THE PROBLEM → Give the data below again exactly as it stands. Omit the pictures.

PROVIDED MATERIAL →
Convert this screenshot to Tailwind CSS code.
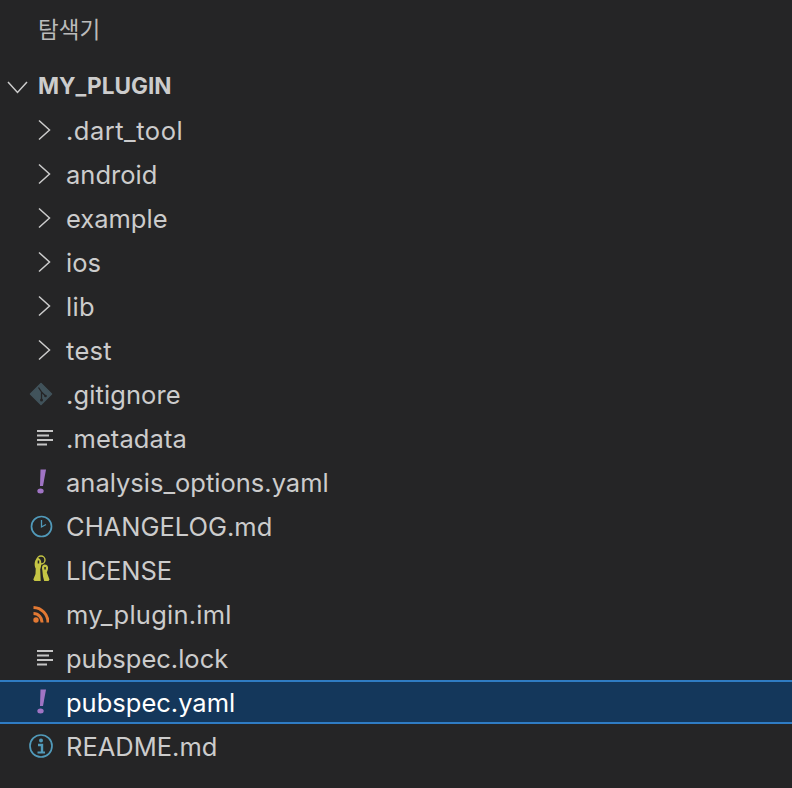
<!DOCTYPE html>
<html><head><meta charset="utf-8"><script src="https://cdn.jsdelivr.net/npm/@tailwindcss/browser@4"></script></head>
<body class="m-0 bg-[#252526]">
<div class="w-[792px] h-[788px] overflow-hidden bg-[#252526] text-[#cccccc] font-['Inter','Noto_Sans_CJK_KR',sans-serif] text-[25.5px]">
  <div class="h-[64px] pl-[38px] pt-[14px] text-[22.5px] leading-[32px] text-[#bbbbbb]">탐색기</div>
  <div class="h-[44px] flex items-center">
    <svg class="ml-[7px] w-[22px] h-[22px]" viewBox="0 0 22 22" fill="none" stroke="#cccccc" stroke-width="1.5"><path d="M1 7l9.500 10.500L20 7"/></svg>
    <span class="ml-[9px] font-bold text-[22.6px]">MY_PLUGIN</span>
  </div>
  <div class="h-[44px] flex items-center pl-[36px]"><svg class="w-[16px] h-[22px]" viewBox="0 0 16 22" fill="none" stroke="#cccccc" stroke-width="1.5"><path d="M3 1.500L13.500 11 3 20.500"/></svg><span class="ml-[14px] pt-[2px] tracking-[0.5px]">.dart_tool</span></div>
  <div class="h-[44px] flex items-center pl-[36px]"><svg class="w-[16px] h-[22px]" viewBox="0 0 16 22" fill="none" stroke="#cccccc" stroke-width="1.5"><path d="M3 1.500L13.500 11 3 20.500"/></svg><span class="ml-[14px] pt-[2px]">android</span></div>
  <div class="h-[44px] flex items-center pl-[36px]"><svg class="w-[16px] h-[22px]" viewBox="0 0 16 22" fill="none" stroke="#cccccc" stroke-width="1.5"><path d="M3 1.500L13.500 11 3 20.500"/></svg><span class="ml-[14px] pt-[2px]">example</span></div>
  <div class="h-[44px] flex items-center pl-[36px]"><svg class="w-[16px] h-[22px]" viewBox="0 0 16 22" fill="none" stroke="#cccccc" stroke-width="1.5"><path d="M3 1.500L13.500 11 3 20.500"/></svg><span class="ml-[14px] pt-[2px]">ios</span></div>
  <div class="h-[44px] flex items-center pl-[36px]"><svg class="w-[16px] h-[22px]" viewBox="0 0 16 22" fill="none" stroke="#cccccc" stroke-width="1.5"><path d="M3 1.500L13.500 11 3 20.500"/></svg><span class="ml-[14px] pt-[2px] tracking-[0.3px]">lib</span></div>
  <div class="h-[44px] flex items-center pl-[36px]"><svg class="w-[16px] h-[22px]" viewBox="0 0 16 22" fill="none" stroke="#cccccc" stroke-width="1.5"><path d="M3 1.500L13.500 11 3 20.500"/></svg><span class="ml-[14px] pt-[2px] tracking-[0.3px]">test</span></div>
  <div class="h-[44px] flex items-center pl-[29px]"><svg class="w-[24px] h-[24px]" viewBox="0 0 24 24"><path fill="#41535b" stroke="#41535b" stroke-width="1.500" stroke-linejoin="round" d="M12 1.500L22.500 12 12 22.500 1.500 12z"/><path fill="none" stroke="#252526" stroke-width="1.300" d="M9.500 5.500L12.500 10V18.500M12.500 10L16.500 14"/><circle cx="12.500" cy="18" r="1.500" fill="#252526"/><circle cx="16.500" cy="14" r="1.300" fill="#252526"/></svg><span class="ml-[13px] pt-[2px] tracking-[0.1px]">.gitignore</span></div>
  <div class="h-[44px] flex items-center pl-[36px]"><svg class="w-[18px] h-[18px]" viewBox="0 0 18 18" fill="#c5c5c5"><rect x="1" y="1" width="16" height="2"/><rect x="1" y="5.500" width="12" height="2"/><rect x="1" y="10" width="16" height="2"/><rect x="1" y="14.500" width="10" height="2"/></svg><span class="ml-[12px] pt-[2px] tracking-[0.1px]">.metadata</span></div>
  <div class="h-[44px] flex items-center pl-[36px]"><svg class="w-[12px] h-[26px] mr-[18px]" viewBox="0 0 12 26" fill="#a074c4"><path d="M4.500 0.500H10L7 17H4z"/><ellipse cx="4.500" cy="22" rx="3.200" ry="2.500"/></svg><span class="pt-[2px]">analysis_options.yaml</span></div>
  <div class="h-[44px] flex items-center pl-[30px]"><svg class="w-[23px] h-[23px]" viewBox="0 0 23 23" fill="none" stroke="#519aba" stroke-width="1.700"><circle cx="11.500" cy="11.500" r="10"/><path stroke-width="1.300" d="M11.500 5v7l4.500-2.500"/></svg><span class="ml-[13px] pt-[2px]">CHANGELOG.md</span></div>
  <div class="h-[44px] flex items-center pl-[32px]"><svg class="w-[20px] h-[30px]" viewBox="0 0 20 30" fill="#c5c544"><circle cx="9" cy="5" r="4" fill="none" stroke="#c5c544" stroke-width="1.400"/><path d="M5.500 3C8 3 9.500 5.500 9.300 9 9.200 11 8.600 13 8.200 14.500L8.700 26H2.500L1.300 24.500 3.500 19 3.700 13.500C2.300 11.500 1.800 5 5.500 3z"/><path d="M12.500 9.500C15.200 9.500 16.500 11.500 16 14 15.700 15.500 15 16.500 14.800 17.500L17.500 24.500 16.500 26H12.200L11 21.500 10.300 15C9.700 12.500 10 10 12.500 9.500z"/><path fill="#252526" d="M5.700 5.500h1.500v3h-1.500zM12.300 12h1.500v2.500h-1.500z"/></svg><span class="ml-[14px] pt-[2px]">LICENSE</span></div>
  <div class="h-[44px] flex items-center pl-[33px]"><svg class="w-[16px] h-[17px]" viewBox="0 0 16 17" fill="none" stroke="#e37933" stroke-width="3"><circle cx="3" cy="14" r="2.700" fill="#e37933" stroke="none"/><path d="M0.500 7.500a8.500 8.500 0 0 1 8.500 9M0.500 1.500a15 15 0 0 1 14.500 15"/></svg><span class="ml-[17px] pt-[2px] tracking-[0.25px]">my_plugin.iml</span></div>
  <div class="h-[44px] flex items-center pl-[36px]"><svg class="w-[18px] h-[18px]" viewBox="0 0 18 18" fill="#c5c5c5"><rect x="1" y="1" width="16" height="2"/><rect x="1" y="5.500" width="12" height="2"/><rect x="1" y="10" width="16" height="2"/><rect x="1" y="14.500" width="10" height="2"/></svg><span class="ml-[12px] pt-[2px]">pubspec.lock</span></div>
  <div class="h-[44px] flex items-center pl-[36px] bg-[#14375b] border-y-2 border-[#2f7cc4] text-white"><svg class="w-[12px] h-[26px] mr-[18px]" viewBox="0 0 12 26" fill="#a074c4"><path d="M4.500 0.500H10L7 17H4z"/><ellipse cx="4.500" cy="22" rx="3.200" ry="2.500"/></svg><span class="pt-[2px]">pubspec.yaml</span></div>
  <div class="h-[44px] flex items-center pl-[29px]"><svg class="w-[24px] h-[24px]" viewBox="0 0 24 24" fill="none" stroke="#519aba" stroke-width="1.700"><circle cx="12" cy="12" r="11"/><circle cx="12" cy="6.500" r="2" fill="#519aba" stroke="none"/><path stroke-width="2.400" d="M9 11h4v7.500"/><path stroke-width="2" d="M8.500 18.500h7.500"/></svg><span class="ml-[13px] pt-[2px]">README.md</span></div>
</div>
</body></html>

SOLUTION FOR THIS PROBLEM →
Convert this screenshot to Tailwind CSS code.
<!DOCTYPE html>
<html><head><meta charset="utf-8"><script src="https://cdn.jsdelivr.net/npm/@tailwindcss/browser@4"></script></head>
<body class="m-0 bg-[#252526]">
<div class="w-[792px] h-[788px] overflow-hidden bg-[#252526] text-[#cccccc] font-['Inter','Noto_Sans_CJK_KR',sans-serif] text-[25.5px]">
  <div class="h-[64px] pl-[38px] pt-[14px] text-[22.5px] leading-[32px] text-[#bbbbbb]">탐색기</div>
  <div class="h-[44px] flex items-center">
    <svg class="ml-[7px] w-[22px] h-[22px]" viewBox="0 0 22 22" fill="none" stroke="#cccccc" stroke-width="1.5"><path d="M1 7l9.500 10.500L20 7"/></svg>
    <span class="ml-[9px] font-bold text-[22.6px]">MY_PLUGIN</span>
  </div>
  <div class="h-[44px] flex items-center pl-[36px]"><svg class="w-[16px] h-[22px]" viewBox="0 0 16 22" fill="none" stroke="#cccccc" stroke-width="1.5"><path d="M3 1.500L13.500 11 3 20.500"/></svg><span class="ml-[14px] pt-[2px] tracking-[0.5px]">.dart_tool</span></div>
  <div class="h-[44px] flex items-center pl-[36px]"><svg class="w-[16px] h-[22px]" viewBox="0 0 16 22" fill="none" stroke="#cccccc" stroke-width="1.5"><path d="M3 1.500L13.500 11 3 20.500"/></svg><span class="ml-[14px] pt-[2px]">android</span></div>
  <div class="h-[44px] flex items-center pl-[36px]"><svg class="w-[16px] h-[22px]" viewBox="0 0 16 22" fill="none" stroke="#cccccc" stroke-width="1.5"><path d="M3 1.500L13.500 11 3 20.500"/></svg><span class="ml-[14px] pt-[2px]">example</span></div>
  <div class="h-[44px] flex items-center pl-[36px]"><svg class="w-[16px] h-[22px]" viewBox="0 0 16 22" fill="none" stroke="#cccccc" stroke-width="1.5"><path d="M3 1.500L13.500 11 3 20.500"/></svg><span class="ml-[14px] pt-[2px]">ios</span></div>
  <div class="h-[44px] flex items-center pl-[36px]"><svg class="w-[16px] h-[22px]" viewBox="0 0 16 22" fill="none" stroke="#cccccc" stroke-width="1.5"><path d="M3 1.500L13.500 11 3 20.500"/></svg><span class="ml-[14px] pt-[2px] tracking-[0.3px]">lib</span></div>
  <div class="h-[44px] flex items-center pl-[36px]"><svg class="w-[16px] h-[22px]" viewBox="0 0 16 22" fill="none" stroke="#cccccc" stroke-width="1.5"><path d="M3 1.500L13.500 11 3 20.500"/></svg><span class="ml-[14px] pt-[2px] tracking-[0.3px]">test</span></div>
  <div class="h-[44px] flex items-center pl-[29px]"><svg class="w-[24px] h-[24px]" viewBox="0 0 24 24"><path fill="#41535b" stroke="#41535b" stroke-width="1.500" stroke-linejoin="round" d="M12 1.500L22.500 12 12 22.500 1.500 12z"/><path fill="none" stroke="#252526" stroke-width="1.300" d="M9.500 5.500L12.500 10V18.500M12.500 10L16.500 14"/><circle cx="12.500" cy="18" r="1.500" fill="#252526"/><circle cx="16.500" cy="14" r="1.300" fill="#252526"/></svg><span class="ml-[13px] pt-[2px] tracking-[0.1px]">.gitignore</span></div>
  <div class="h-[44px] flex items-center pl-[36px]"><svg class="w-[18px] h-[18px]" viewBox="0 0 18 18" fill="#c5c5c5"><rect x="1" y="1" width="16" height="2"/><rect x="1" y="5.500" width="12" height="2"/><rect x="1" y="10" width="16" height="2"/><rect x="1" y="14.500" width="10" height="2"/></svg><span class="ml-[12px] pt-[2px] tracking-[0.1px]">.metadata</span></div>
  <div class="h-[44px] flex items-center pl-[36px]"><svg class="w-[12px] h-[26px] mr-[18px]" viewBox="0 0 12 26" fill="#a074c4"><path d="M4.500 0.500H10L7 17H4z"/><ellipse cx="4.500" cy="22" rx="3.200" ry="2.500"/></svg><span class="pt-[2px]">analysis_options.yaml</span></div>
  <div class="h-[44px] flex items-center pl-[30px]"><svg class="w-[23px] h-[23px]" viewBox="0 0 23 23" fill="none" stroke="#519aba" stroke-width="1.700"><circle cx="11.500" cy="11.500" r="10"/><path stroke-width="1.300" d="M11.500 5v7l4.500-2.500"/></svg><span class="ml-[13px] pt-[2px]">CHANGELOG.md</span></div>
  <div class="h-[44px] flex items-center pl-[32px]"><svg class="w-[20px] h-[30px]" viewBox="0 0 20 30" fill="#c5c544"><circle cx="9" cy="5" r="4" fill="none" stroke="#c5c544" stroke-width="1.400"/><path d="M5.500 3C8 3 9.500 5.500 9.300 9 9.200 11 8.600 13 8.200 14.500L8.700 26H2.500L1.300 24.500 3.500 19 3.700 13.500C2.300 11.500 1.800 5 5.500 3z"/><path d="M12.500 9.500C15.200 9.500 16.500 11.500 16 14 15.700 15.500 15 16.500 14.800 17.500L17.500 24.500 16.500 26H12.200L11 21.500 10.300 15C9.700 12.500 10 10 12.500 9.500z"/><path fill="#252526" d="M5.700 5.500h1.500v3h-1.500zM12.300 12h1.500v2.500h-1.500z"/></svg><span class="ml-[14px] pt-[2px]">LICENSE</span></div>
  <div class="h-[44px] flex items-center pl-[33px]"><svg class="w-[16px] h-[17px]" viewBox="0 0 16 17" fill="none" stroke="#e37933" stroke-width="3"><circle cx="3" cy="14" r="2.700" fill="#e37933" stroke="none"/><path d="M0.500 7.500a8.500 8.500 0 0 1 8.500 9M0.500 1.500a15 15 0 0 1 14.500 15"/></svg><span class="ml-[17px] pt-[2px] tracking-[0.25px]">my_plugin.iml</span></div>
  <div class="h-[44px] flex items-center pl-[36px]"><svg class="w-[18px] h-[18px]" viewBox="0 0 18 18" fill="#c5c5c5"><rect x="1" y="1" width="16" height="2"/><rect x="1" y="5.500" width="12" height="2"/><rect x="1" y="10" width="16" height="2"/><rect x="1" y="14.500" width="10" height="2"/></svg><span class="ml-[12px] pt-[2px]">pubspec.lock</span></div>
  <div class="h-[44px] flex items-center pl-[36px] bg-[#14375b] border-y-2 border-[#2f7cc4] text-white"><svg class="w-[12px] h-[26px] mr-[18px]" viewBox="0 0 12 26" fill="#a074c4"><path d="M4.500 0.500H10L7 17H4z"/><ellipse cx="4.500" cy="22" rx="3.200" ry="2.500"/></svg><span class="pt-[2px]">pubspec.yaml</span></div>
  <div class="h-[44px] flex items-center pl-[29px]"><svg class="w-[24px] h-[24px]" viewBox="0 0 24 24" fill="none" stroke="#519aba" stroke-width="1.700"><circle cx="12" cy="12" r="11"/><circle cx="12" cy="6.500" r="2" fill="#519aba" stroke="none"/><path stroke-width="2.400" d="M9 11h4v7.500"/><path stroke-width="2" d="M8.500 18.500h7.500"/></svg><span class="ml-[13px] pt-[2px]">README.md</span></div>
</div>
</body></html>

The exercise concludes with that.